Task brief >> Return all of the data exactly as written, without the pictures.

Available data >>
######
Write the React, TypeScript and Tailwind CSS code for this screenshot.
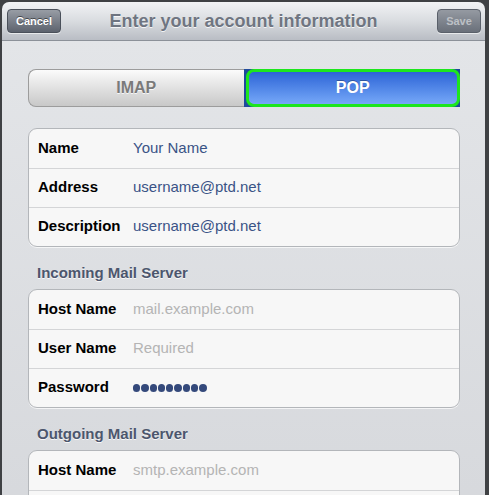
import React from "react";

const font = { fontFamily: '"Liberation Sans", Arial, sans-serif' };

function Row({ label, value, kind, first }: { label?: string; value?: string; kind: "value" | "placeholder" | "password" | "empty"; first?: boolean }) {
  return (
    <div className={`flex items-center h-[39px] ${first ? "" : "border-t border-[#d4d5d7]"}`}>
      <div className="w-[104px] pl-[9px] pb-[1px] text-[15px] font-bold text-black shrink-0">{label}</div>
      {kind === "password" ? (
        <div className="flex gap-[1px] items-center">
          {Array.from({ length: 9 }).map((_, i) => (
            <span key={i} className="block w-[7.3px] h-[7.3px] rounded-full bg-[#34497b]" />
          ))}
        </div>
      ) : kind === "empty" ? null : (
        <div className={`text-[15px] pb-[1px] ${kind === "value" ? "text-[#3a5386]" : "text-[#b4b4b4]"}`}>{value}</div>
      )}
    </div>
  );
}

function Group({ children }: { children: React.ReactNode }) {
  return (
    <div className="rounded-[9px] border border-[#b3b6ba] bg-[#f7f7f7] overflow-hidden shadow-[0_1px_0_rgba(255,255,255,0.7)]">
      {children}
    </div>
  );
}

function SectionHeader({ text }: { text: string }) {
  return (
    <div className="h-[42px] flex items-end pb-[5px] pl-[9px] text-[15px] font-bold text-[#4c566d] [text-shadow:0_1px_0_rgba(255,255,255,0.8)]">
      {text}
    </div>
  );
}

export default function App() {
  return (
    <div className="w-[489px] h-[495px] bg-[#3f4144] overflow-hidden" style={font}>
      <div className="ml-[2px] mt-[2px] w-[483px] h-[493px] rounded-t-[7px] overflow-hidden flex flex-col">
        <div className="h-[39px] shrink-0 bg-gradient-to-b from-[#f2f3f5] via-[#d9dce0] to-[#b9bdc4] border-b border-[#8c9199] flex items-center justify-between pl-[5px] pr-[4px] relative">
          <div className="w-[54px] h-[24px] rounded-[4px] border border-[#4a505a] bg-gradient-to-b from-[#989da5] to-[#5d636e] flex items-center justify-center text-[11px] font-bold text-white [text-shadow:0_-1px_0_rgba(0,0,0,0.5)] shadow-[0_1px_0_rgba(255,255,255,0.6)]">
            Cancel
          </div>
          <div className="absolute inset-0 flex items-center justify-center pointer-events-none pt-[1px]">
            <span className="text-[18px] font-bold text-[#6f7581] [text-shadow:0_1px_0_rgba(255,255,255,0.8)]">Enter your account information</span>
          </div>
          <div className="w-[44px] h-[24px] rounded-[4px] border border-[#5a606a] bg-gradient-to-b from-[#959aa2] to-[#6a707a] flex items-center justify-center text-[11px] font-bold text-[#bcc0c5] shadow-[0_1px_0_rgba(255,255,255,0.6)]">
            Save
          </div>
        </div>
        <div className="flex-1 bg-gradient-to-b from-[#e3e5e8] to-[#d6d8dc] pl-[26px] pr-[25px] pt-[28px]">
          <div className="flex h-[38px]">
            <div className="flex-1 rounded-l-[8px] border border-[#9c9c9c] border-r-0 bg-gradient-to-b from-[#fbfbfb] to-[#c8c8c8] flex items-center justify-center text-[16px] font-bold text-[#7a7a7a] [text-shadow:0_1px_0_rgba(255,255,255,0.8)]">
              IMAP
            </div>
            <div className="flex-1 bg-[#1f4a9c] pl-[2px]">
              <div className="h-full rounded-[8px] border-[3px] border-[#1de61d] bg-gradient-to-b from-[#2d63d6] to-[#76a8f8] flex items-center justify-center text-[16px] font-bold text-white [text-shadow:0_-1px_0_rgba(0,0,0,0.3)]">
                POP
              </div>
            </div>
          </div>
          <div className="h-[21px]" />
          <Group>
            <Row first label="Name" value="Your Name" kind="value" />
            <Row label="Address" value="username@ptd.net" kind="value" />
            <Row label="Description" value="username@ptd.net" kind="value" />
          </Group>
          <SectionHeader text="Incoming Mail Server" />
          <Group>
            <Row first label="Host Name" value="mail.example.com" kind="placeholder" />
            <Row label="User Name" value="Required" kind="placeholder" />
            <Row label="Password" kind="password" />
          </Group>
          <SectionHeader text="Outgoing Mail Server" />
          <Group>
            <Row first label="Host Name" value="smtp.example.com" kind="placeholder" />
            <Row kind="empty" />
          </Group>
        </div>
      </div>
    </div>
  );
}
######
Final result >>
Write the React, TypeScript and Tailwind CSS code for this screenshot.
import React from "react";

const font = { fontFamily: '"Liberation Sans", Arial, sans-serif' };

function Row({ label, value, kind, first }: { label?: string; value?: string; kind: "value" | "placeholder" | "password" | "empty"; first?: boolean }) {
  return (
    <div className={`flex items-center h-[39px] ${first ? "" : "border-t border-[#d4d5d7]"}`}>
      <div className="w-[104px] pl-[9px] pb-[1px] text-[15px] font-bold text-black shrink-0">{label}</div>
      {kind === "password" ? (
        <div className="flex gap-[1px] items-center">
          {Array.from({ length: 9 }).map((_, i) => (
            <span key={i} className="block w-[7.3px] h-[7.3px] rounded-full bg-[#34497b]" />
          ))}
        </div>
      ) : kind === "empty" ? null : (
        <div className={`text-[15px] pb-[1px] ${kind === "value" ? "text-[#3a5386]" : "text-[#b4b4b4]"}`}>{value}</div>
      )}
    </div>
  );
}

function Group({ children }: { children: React.ReactNode }) {
  return (
    <div className="rounded-[9px] border border-[#b3b6ba] bg-[#f7f7f7] overflow-hidden shadow-[0_1px_0_rgba(255,255,255,0.7)]">
      {children}
    </div>
  );
}

function SectionHeader({ text }: { text: string }) {
  return (
    <div className="h-[42px] flex items-end pb-[5px] pl-[9px] text-[15px] font-bold text-[#4c566d] [text-shadow:0_1px_0_rgba(255,255,255,0.8)]">
      {text}
    </div>
  );
}

export default function App() {
  return (
    <div className="w-[489px] h-[495px] bg-[#3f4144] overflow-hidden" style={font}>
      <div className="ml-[2px] mt-[2px] w-[483px] h-[493px] rounded-t-[7px] overflow-hidden flex flex-col">
        <div className="h-[39px] shrink-0 bg-gradient-to-b from-[#f2f3f5] via-[#d9dce0] to-[#b9bdc4] border-b border-[#8c9199] flex items-center justify-between pl-[5px] pr-[4px] relative">
          <div className="w-[54px] h-[24px] rounded-[4px] border border-[#4a505a] bg-gradient-to-b from-[#989da5] to-[#5d636e] flex items-center justify-center text-[11px] font-bold text-white [text-shadow:0_-1px_0_rgba(0,0,0,0.5)] shadow-[0_1px_0_rgba(255,255,255,0.6)]">
            Cancel
          </div>
          <div className="absolute inset-0 flex items-center justify-center pointer-events-none pt-[1px]">
            <span className="text-[18px] font-bold text-[#6f7581] [text-shadow:0_1px_0_rgba(255,255,255,0.8)]">Enter your account information</span>
          </div>
          <div className="w-[44px] h-[24px] rounded-[4px] border border-[#5a606a] bg-gradient-to-b from-[#959aa2] to-[#6a707a] flex items-center justify-center text-[11px] font-bold text-[#bcc0c5] shadow-[0_1px_0_rgba(255,255,255,0.6)]">
            Save
          </div>
        </div>
        <div className="flex-1 bg-gradient-to-b from-[#e3e5e8] to-[#d6d8dc] pl-[26px] pr-[25px] pt-[28px]">
          <div className="flex h-[38px]">
            <div className="flex-1 rounded-l-[8px] border border-[#9c9c9c] border-r-0 bg-gradient-to-b from-[#fbfbfb] to-[#c8c8c8] flex items-center justify-center text-[16px] font-bold text-[#7a7a7a] [text-shadow:0_1px_0_rgba(255,255,255,0.8)]">
              IMAP
            </div>
            <div className="flex-1 bg-[#1f4a9c] pl-[2px]">
              <div className="h-full rounded-[8px] border-[3px] border-[#1de61d] bg-gradient-to-b from-[#2d63d6] to-[#76a8f8] flex items-center justify-center text-[16px] font-bold text-white [text-shadow:0_-1px_0_rgba(0,0,0,0.3)]">
                POP
              </div>
            </div>
          </div>
          <div className="h-[21px]" />
          <Group>
            <Row first label="Name" value="Your Name" kind="value" />
            <Row label="Address" value="username@ptd.net" kind="value" />
            <Row label="Description" value="username@ptd.net" kind="value" />
          </Group>
          <SectionHeader text="Incoming Mail Server" />
          <Group>
            <Row first label="Host Name" value="mail.example.com" kind="placeholder" />
            <Row label="User Name" value="Required" kind="placeholder" />
            <Row label="Password" kind="password" />
          </Group>
          <SectionHeader text="Outgoing Mail Server" />
          <Group>
            <Row first label="Host Name" value="smtp.example.com" kind="placeholder" />
            <Row kind="empty" />
          </Group>
        </div>
      </div>
    </div>
  );
}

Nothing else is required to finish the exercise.